• **Brief**
Copy out each line below that has the word "components" in it.

• **Information supplied**

━━━

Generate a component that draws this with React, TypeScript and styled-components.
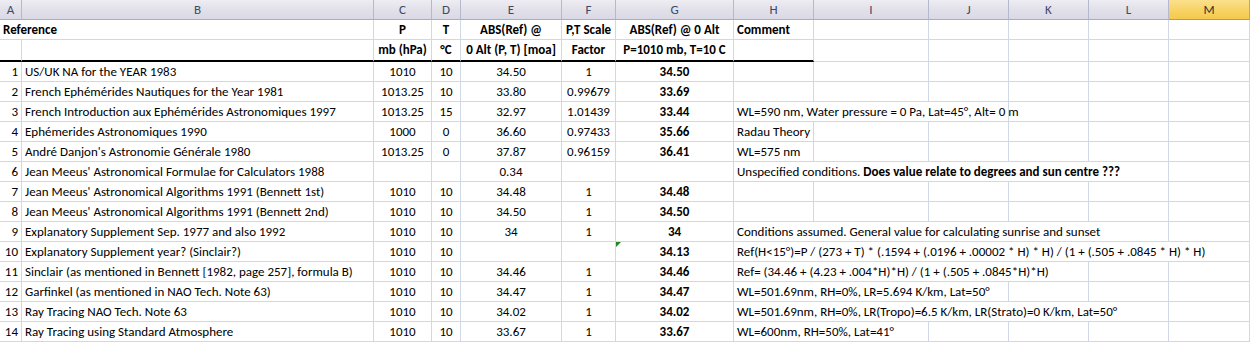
import React from "react";
import styled, { createGlobalStyle, css } from "styled-components";

const Global = createGlobalStyle`
  html, body { margin: 0; padding: 0; background: #ffffff; }
  body { font-family: "Carlito", "Lato", "Liberation Sans", sans-serif; }
`;

const COLS = [22, 352, 58, 29, 101, 54, 118, 80, 115, 80, 80, 80, 81];
const LETTERS = ["A", "B", "C", "D", "E", "F", "G", "H", "I", "J", "K", "L", "M"];
const GRID = "#d0d7e5";

const Sheet = styled.div`
  display: grid;
  grid-template-columns: ${COLS.map((c) => `${c}px`).join(" ")};
  width: 1250px;
  font-family: "Carlito", "Lato", "Liberation Sans", sans-serif;
  font-size: 13px;
  color: #000;
  overflow: hidden;
`;

const ColHead = styled.div<{ $selected?: boolean }>`
  box-sizing: border-box;
  height: 20px;
  display: flex;
  align-items: center;
  justify-content: center;
  font-size: 13px;
  color: #3d4a66;
  border-right: 1px solid #b6b9cd;
  border-bottom: 1px solid #a8acc4;
  background: linear-gradient(#eeedf3, #e2e1ea 50%, #d9d8e5);
  ${(p) =>
    p.$selected &&
    css`
      color: #333;
      background: linear-gradient(#fbe08c, #f8d467 50%, #f4c94c);
      border-right: 1px solid #c9a94e;
      border-bottom: 1px solid #c29a3a;
    `}
`;

type Align = "left" | "center" | "right";

const Cell = styled.div<{ $align?: Align; $bold?: boolean; $thick?: boolean; $span?: number; $tall?: boolean }>`
  position: relative;
  box-sizing: border-box;
  height: ${(p) => (p.$tall ? 22 : 20)}px;
  grid-column: span ${(p) => p.$span ?? 1};
  border-right: 1px solid ${GRID};
  border-bottom: ${(p) => (p.$thick ? "2px solid #000" : `1px solid ${GRID}`)};
  padding: 0 3px;
  line-height: 20px;
  white-space: nowrap;
  text-align: ${(p) => p.$align ?? "left"};
  font-weight: ${(p) => (p.$bold ? 700 : 400)};
`;

const Flag = styled.span`
  position: absolute;
  top: 0;
  left: 0;
  width: 0;
  height: 0;
  border-top: 5px solid #1c8a1c;
  border-right: 5px solid transparent;
`;

const Strong = styled.b`
  font-weight: 700;
`;

type Row = {
  n: number;
  ref: string;
  p: string;
  t: string;
  abs: string;
  factor: string;
  res: string;
  comment?: React.ReactNode;
  span?: number;
  flag?: boolean;
};

const rows: Row[] = [
  { n: 1, ref: "US/UK NA for the YEAR 1983", p: "1010", t: "10", abs: "34.50", factor: "1", res: "34.50" },
  { n: 2, ref: "French Ephémérides Nautiques for the Year 1981", p: "1013.25", t: "10", abs: "33.80", factor: "0.99679", res: "33.69" },
  {
    n: 3,
    ref: "French Introduction aux Ephémérides Astronomiques 1997",
    p: "1013.25",
    t: "15",
    abs: "32.97",
    factor: "1.01439",
    res: "33.44",
    comment: "WL=590 nm, Water pressure = 0 Pa, Lat=45°, Alt= 0 m",
    span: 3,
  },
  { n: 4, ref: "Ephémerides Astronomiques 1990", p: "1000", t: "0", abs: "36.60", factor: "0.97433", res: "35.66", comment: "Radau Theory", span: 1 },
  { n: 5, ref: "André Danjon's Astronomie Générale 1980", p: "1013.25", t: "0", abs: "37.87", factor: "0.96159", res: "36.41", comment: "WL=575 nm", span: 1 },
  {
    n: 6,
    ref: "Jean Meeus' Astronomical Formulae for Calculators 1988",
    p: "",
    t: "",
    abs: "0.34",
    factor: "",
    res: "",
    comment: (
      <>
        Unspecified conditions. <Strong>Does value relate to degrees and sun centre ???</Strong>
      </>
    ),
    span: 5,
  },
  { n: 7, ref: "Jean Meeus' Astronomical Algorithms 1991 (Bennett 1st)", p: "1010", t: "10", abs: "34.48", factor: "1", res: "34.48" },
  { n: 8, ref: "Jean Meeus' Astronomical Algorithms 1991 (Bennett 2nd)", p: "1010", t: "10", abs: "34.50", factor: "1", res: "34.50" },
  {
    n: 9,
    ref: "Explanatory Supplement Sep. 1977 and also 1992",
    p: "1010",
    t: "10",
    abs: "34",
    factor: "1",
    res: "34",
    comment: "Conditions assumed. General value for calculating sunrise and sunset",
    span: 5,
  },
  {
    n: 10,
    ref: "Explanatory Supplement year? (Sinclair?)",
    p: "1010",
    t: "10",
    abs: "",
    factor: "",
    res: "34.13",
    comment: "Ref(H<15°)=P / (273 + T) * (.1594 + (.0196 + .00002 * H) * H) / (1 + (.505 + .0845 * H) * H)",
    span: 6,
    flag: true,
  },
  {
    n: 11,
    ref: "Sinclair (as mentioned in Bennett [1982, page 257], formula B)",
    p: "1010",
    t: "10",
    abs: "34.46",
    factor: "1",
    res: "34.46",
    comment: "Ref= (34.46 + (4.23 + .004*H)*H) / (1 + (.505 + .0845*H)*H)",
    span: 4,
  },
  {
    n: 12,
    ref: "Garfinkel (as mentioned in NAO Tech. Note 63)",
    p: "1010",
    t: "10",
    abs: "34.47",
    factor: "1",
    res: "34.47",
    comment: "WL=501.69nm, RH=0%, LR=5.694 K/km, Lat=50°",
    span: 3,
  },
  {
    n: 13,
    ref: "Ray Tracing NAO Tech. Note 63",
    p: "1010",
    t: "10",
    abs: "34.02",
    factor: "1",
    res: "34.02",
    comment: "WL=501.69nm, RH=0%, LR(Tropo)=6.5 K/km, LR(Strato)=0 K/km, Lat=50°",
    span: 5,
  },
  {
    n: 14,
    ref: "Ray Tracing using Standard Atmosphere",
    p: "1010",
    t: "10",
    abs: "33.67",
    factor: "1",
    res: "33.67",
    comment: "WL=600nm, RH=50%, Lat=41°",
    span: 2,
  },
];

const blanks = (count: number, key: string, tall?: boolean) =>
  Array.from({ length: count }, (_, i) => <Cell key={`${key}-${i}`} $tall={tall} />);

export default function App() {
  return (
    <>
      <Global />
      <Sheet>
        {LETTERS.map((l) => (
          <ColHead key={l} $selected={l === "M"}>
            {l}
          </ColHead>
        ))}

        <Cell $span={2} $bold>
          Reference
        </Cell>
        <Cell $align="center" $bold>P</Cell>
        <Cell $align="center" $bold>T</Cell>
        <Cell $align="center" $bold>ABS(Ref) @</Cell>
        <Cell $align="center" $bold>P,T Scale</Cell>
        <Cell $align="center" $bold>ABS(Ref) @ 0 Alt</Cell>
        <Cell $bold>Comment</Cell>
        {blanks(5, "h1")}

        <Cell $tall $thick />
        <Cell $tall $thick />
        <Cell $tall $thick $align="center" $bold>mb (hPa)</Cell>
        <Cell $tall $thick $align="center" $bold>°C</Cell>
        <Cell $tall $thick $align="center" $bold>0 Alt (P, T) [moa]</Cell>
        <Cell $tall $thick $align="center" $bold>Factor</Cell>
        <Cell $tall $thick $align="center" $bold>P=1010 mb, T=10 C</Cell>
        <Cell $tall $thick />
        {blanks(5, "h2", true)}

        {rows.map((r) => {
          const span = r.comment ? r.span ?? 1 : 1;
          return (
            <React.Fragment key={r.n}>
              <Cell $align="right">{r.n}</Cell>
              <Cell>{r.ref}</Cell>
              <Cell $align="center">{r.p}</Cell>
              <Cell $align="center">{r.t}</Cell>
              <Cell $align="center">{r.abs}</Cell>
              <Cell $align="center">{r.factor}</Cell>
              <Cell $align="center" $bold>
                {r.flag && <Flag />}
                {r.res}
              </Cell>
              <Cell $span={span}>{r.comment}</Cell>
              {blanks(6 - span, `r${r.n}`)}
            </React.Fragment>
          );
        })}
      </Sheet>
    </>
  );
}
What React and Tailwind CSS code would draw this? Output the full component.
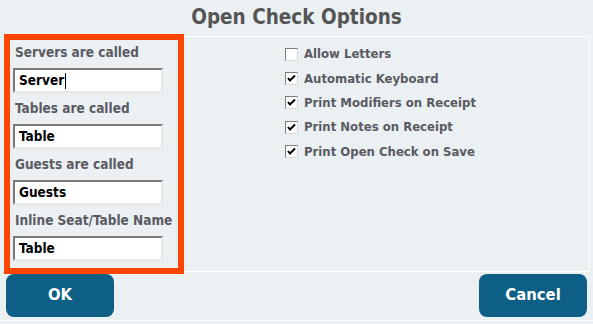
import React from 'react';

const font = { fontFamily: '"DejaVu Sans Condensed", "DejaVu Sans", Tahoma, sans-serif' };

const fields = [
  { label: 'Servers are called', value: 'Server', caret: true },
  { label: 'Tables are called', value: 'Table' },
  { label: 'Guests are called', value: 'Guests' },
  { label: 'Inline Seat/Table Name', value: 'Table' },
];

const options = [
  { label: 'Allow Letters', checked: false },
  { label: 'Automatic Keyboard', checked: true },
  { label: 'Print Modifiers on Receipt', checked: true },
  { label: 'Print Notes on Receipt', checked: true },
  { label: 'Print Open Check on Save', checked: true },
];

const Checkbox = ({ checked }) => (
  <span className="w-[13px] h-[13px] bg-white border border-t-[#7d7d7d] border-l-[#7d7d7d] border-b-[#d8d8d8] border-r-[#d8d8d8] flex items-center justify-center">
    {checked && (
      <svg width="9" height="9" viewBox="0 0 9 9">
        <path d="M1 4l2 2.5L8 1.5" fill="none" stroke="#000" strokeWidth="2" />
      </svg>
    )}
  </span>
);

export default function App() {
  return (
    <div className="w-[593px] h-[324px] bg-[#ebf0f3] flex flex-col overflow-hidden" style={font}>
      <div className="h-[36px] flex items-center justify-center text-[20.5px] font-bold text-[#555] pb-[2px]">
        Open Check Options
      </div>

      <div className="ml-[4px] w-[586px] h-[236px] border border-white flex">
        <div className="-mt-[3px] -ml-[1px] w-[180px] h-[240px] shrink-0 border-[6px] border-[#ff4500] flex flex-col pl-[3px]">
          {fields.map((f) => (
            <div key={f.label} className="flex flex-col">
              <div className="h-[24px] flex items-center pl-[2px] text-[13.5px] font-bold text-[#5a5a62] mb-[4px]">{f.label}</div>
              <div className="w-[150px] h-[25px] bg-white border-2 border-t-[#7a7a7a] border-l-[#7a7a7a] border-b-[#e8e8e8] border-r-[#e8e8e8] flex items-center pl-[4px] text-[13.5px] font-bold text-black mb-[3px]">
                {f.value}
                {f.caret && <span className="w-[1px] h-[16px] bg-black ml-[1px]" />}
              </div>
            </div>
          ))}
        </div>

        <div className="ml-[101px] mt-[5px] flex flex-col">
          {options.map((o) => (
            <div key={o.label} className="flex items-center gap-[6px] h-[24.3px]">
              <Checkbox checked={o.checked} />
              <span className="text-[13px] font-bold text-[#5a5a62]">{o.label}</span>
            </div>
          ))}
        </div>
      </div>

      <div className="flex justify-between px-[6px] mt-[2px]">
        <button className="w-[108px] h-[43px] rounded-[8px] bg-[#0d5f86] text-white text-[16.5px] font-bold">OK</button>
        <button className="w-[108px] h-[43px] rounded-[8px] bg-[#0d5f86] text-white text-[16.5px] font-bold">Cancel</button>
      </div>
      <div className="mt-[3px] h-[1px] bg-[#f7f9fa]" />
    </div>
  );
}
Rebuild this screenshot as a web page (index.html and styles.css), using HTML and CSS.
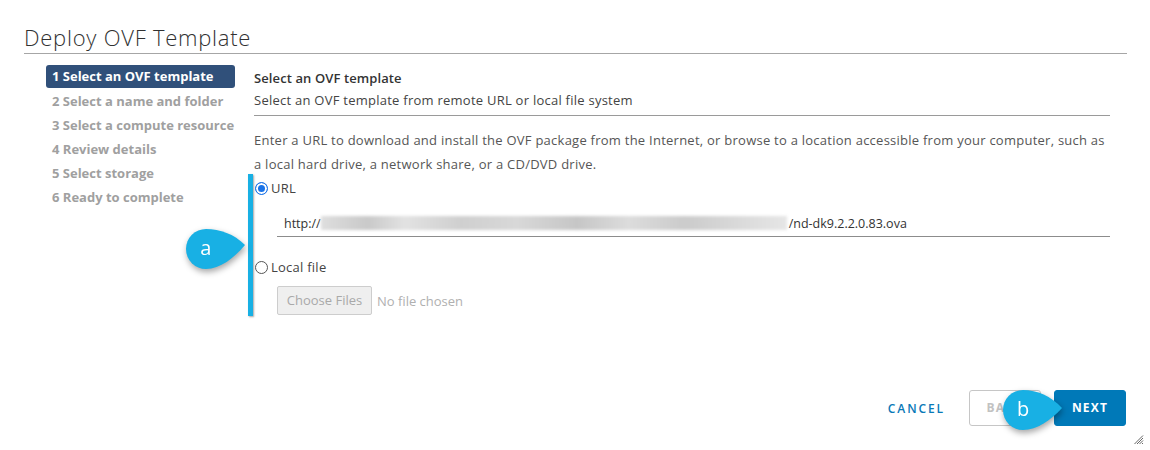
FILE: index.html
```html
<!DOCTYPE html>
<html lang="en">
<head>
<meta charset="utf-8">
<title>Deploy OVF Template</title>
<link rel="stylesheet" href="styles.css">
</head>
<body>
<div class="modal">
  <header class="modal-header">
    <h1 class="modal-title">Deploy OVF Template</h1>
  </header>
  <div class="modal-body">
    <nav class="steps">
      <div class="step active">1 Select an OVF template</div>
      <div class="step">2 Select a name and folder</div>
      <div class="step">3 Select a compute resource</div>
      <div class="step">4 Review details</div>
      <div class="step">5 Select storage</div>
      <div class="step">6 Ready to complete</div>
    </nav>
    <section class="content">
      <div class="content-head">
        <div class="content-title">Select an OVF template</div>
        <div class="content-sub">Select an OVF template from remote URL or local file system</div>
      </div>
      <p class="intro">Enter a URL to download and install the OVF package from the Internet, or browse to a location accessible from your computer, such as a local hard drive, a network share, or a CD/DVD drive.</p>
      <div class="options">
        <label class="radio-row">
          <span class="radio checked"></span>
          <span class="radio-label">URL</span>
        </label>
        <div class="url-input">
          <span class="url-text">http://</span><span class="blurred"></span><span class="url-text">/nd-dk9.2.2.0.83.ova</span>
        </div>
        <label class="radio-row local">
          <span class="radio"></span>
          <span class="radio-label">Local file</span>
        </label>
        <div class="file-row">
          <span class="file-btn">Choose Files</span>
          <span class="file-none">No file chosen</span>
        </div>
        <span class="marker-bar"></span>
        <span class="callout callout-a">
          <svg viewBox="0 0 62 42" width="62" height="42"><path d="M61 17 C50 6 36 1 22 1 A20 20 0 1 0 22 41 C36 41 50 30 61 17 Z" fill="#18b0e4"/></svg>
          <span class="callout-letter">a</span>
        </span>
      </div>
    </section>
  </div>
  <footer class="modal-footer">
    <span class="btn-link">CANCEL</span>
    <span class="btn btn-outline">BACK</span>
    <span class="btn btn-primary">NEXT</span>
    <span class="callout callout-b">
      <svg viewBox="0 0 62 42" width="62" height="42"><path d="M61 19 C50 7 36 1 22 1 A20 20 0 1 0 22 41 C36 41 50 31 61 19 Z" fill="#18b0e4"/></svg>
      <span class="callout-letter">b</span>
    </span>
    <svg class="grip" viewBox="0 0 10 10" width="10" height="10"><path d="M9 3 L3 9 M9 5.5 L5.5 9 M9 8 L8 9 M9 0.5 L0.5 9" stroke="#555" stroke-width="0.9"/></svg>
  </footer>
</div>
</body>
</html>
```
FILE: styles.css
```css
* { box-sizing: border-box; }
html, body { margin: 0; padding: 0; background: #fff; }
body {
  font-family: "Open Sans", "Liberation Sans", sans-serif;
  color: #565656;
  width: 1150px;
  height: 450px;
  overflow: hidden;
}
.modal {
  position: relative;
  width: 1150px;
  height: 450px;
  display: flex;
  flex-direction: column;
  padding: 0 23px 24px 24px;
}
.modal-header {
  padding-top: 23px;
  padding-bottom: 2px;
  border-bottom: 1px solid #a6a6a6;
}
.modal-title {
  margin: 0;
  font-weight: 300;
  font-size: 22px;
  line-height: 28px;
  color: #313131;
  letter-spacing: 0.75px;
}
.modal-body {
  flex: 1;
  display: flex;
  padding-top: 11px;
}
.steps {
  margin-left: 22px;
  width: 189px;
  display: flex;
  flex-direction: column;
}
.step {
  height: 24px;
  line-height: 24px;
  padding-left: 6px;
  font-size: 13px;
  font-weight: 700;
  color: #a0a0a0;
  white-space: nowrap;
}
.step.active {
  background: #30507a;
  color: #fff;
  border-radius: 3px;
  height: 23px;
  line-height: 23px;
  margin-bottom: 1px;
}
.content {
  flex: 1;
  margin-left: 19px;
  margin-right: 17px;
  padding-top: 2px;
  letter-spacing: 0.25px;
}
.content-head {
  border-bottom: 1px solid #9a9a9a;
  padding-bottom: 4px;
}
.content-title {
  font-size: 13px;
  line-height: 22px;
  font-weight: 600;
  color: #333;
  letter-spacing: 0.1px;
}
.content-sub {
  font-size: 13px;
  line-height: 22px;
  color: #444;
}
.intro {
  margin: 12px 0 0;
  font-size: 13px;
  line-height: 24px;
  color: #565656;
}
.options {
  position: relative;
}
.radio-row {
  display: flex;
  align-items: center;
  height: 24px;
  font-size: 13px;
  color: #444;
}
.radio {
  width: 13px;
  height: 13px;
  border-radius: 50%;
  border: 1px solid #555;
  background: #fff;
  margin-left: 1px;
  margin-right: 3px;
}
.radio.checked {
  border: 1px solid #1a73e8;
  background: #1a73e8;
  box-shadow: inset 0 0 0 2px #fff;
}
.url-input {
  margin: 10px 0 0 23px;
  height: 27px;
  border-bottom: 1px solid #8c8c8c;
  display: flex;
  align-items: center;
  padding-left: 7px;
  font-size: 12.5px;
  color: #333;
  letter-spacing: 0;
}
.blurred {
  width: 466px;
  height: 14px;
  margin: 0 2px 0 0;
  background: linear-gradient(90deg, #dedede 0%, #c9c9c9 10%, #e2e2e2 18%, #cfcfcf 30%, #d8d8d8 42%, #c6c6c6 55%, #dcdcdc 66%, #cbcbcb 78%, #dadada 90%, #e6e6e6 100%);
  filter: blur(1.5px);
}
.radio-row.local {
  margin-top: 18px;
}
.file-row {
  margin: 7px 0 0 23px;
  display: flex;
  align-items: center;
  gap: 5px;
  font-size: 13px;
  letter-spacing: 0;
}
.file-btn {
  width: 95px;
  height: 29px;
  line-height: 27px;
  text-align: center;
  background: #efefef;
  border: 1px solid #cdcdcd;
  border-radius: 2px;
  color: #a9a9a9;
}
.file-none {
  color: #b0b0b0;
}
.marker-bar {
  position: absolute;
  left: -6px;
  top: -2px;
  width: 5px;
  height: 142px;
  background: #18b0e4;
  box-shadow: 1px 1px 2px rgba(0, 0, 0, 0.35);
}
.callout {
  position: absolute;
  width: 62px;
  height: 42px;
  filter: drop-shadow(1px 3px 3px rgba(0, 0, 0, 0.35));
}
.callout svg { display: block; }
.callout-letter {
  position: absolute;
  left: 0;
  top: 0;
  width: 44px;
  height: 42px;
  line-height: 40px;
  text-align: center;
  color: #fff;
  font-size: 20px;
  font-family: "Open Sans", "Liberation Sans", sans-serif;
}
.callout-a {
  left: -70px;
  top: 52px;
}
.modal-footer {
  position: relative;
  display: flex;
  justify-content: flex-end;
  align-items: center;
  gap: 13px;
  padding-right: 1px;
}
.btn-link {
  font-size: 12px;
  font-weight: 600;
  letter-spacing: 1.9px;
  color: #0a79b7;
  margin-right: 11px;
}
.btn {
  height: 36px;
  line-height: 34px;
  border-radius: 3px;
  font-size: 12px;
  font-weight: 700;
  letter-spacing: 1.2px;
  text-align: center;
}
.btn-outline {
  width: 72px;
  border: 1px solid #c6c6c6;
  color: #c2c2c2;
  background: #fff;
}
.btn-primary {
  width: 72px;
  border: 1px solid #0079b8;
  background: #0079b8;
  color: #fff;
}
.callout-b {
  right: 64px;
  top: -1px;
}
.grip {
  position: absolute;
  right: -17px;
  bottom: -19px;
}
```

━━━

• **The answer**
Generate a component that draws this with React, TypeScript and styled-components.
import styled, { createGlobalStyle, css } from "styled-components";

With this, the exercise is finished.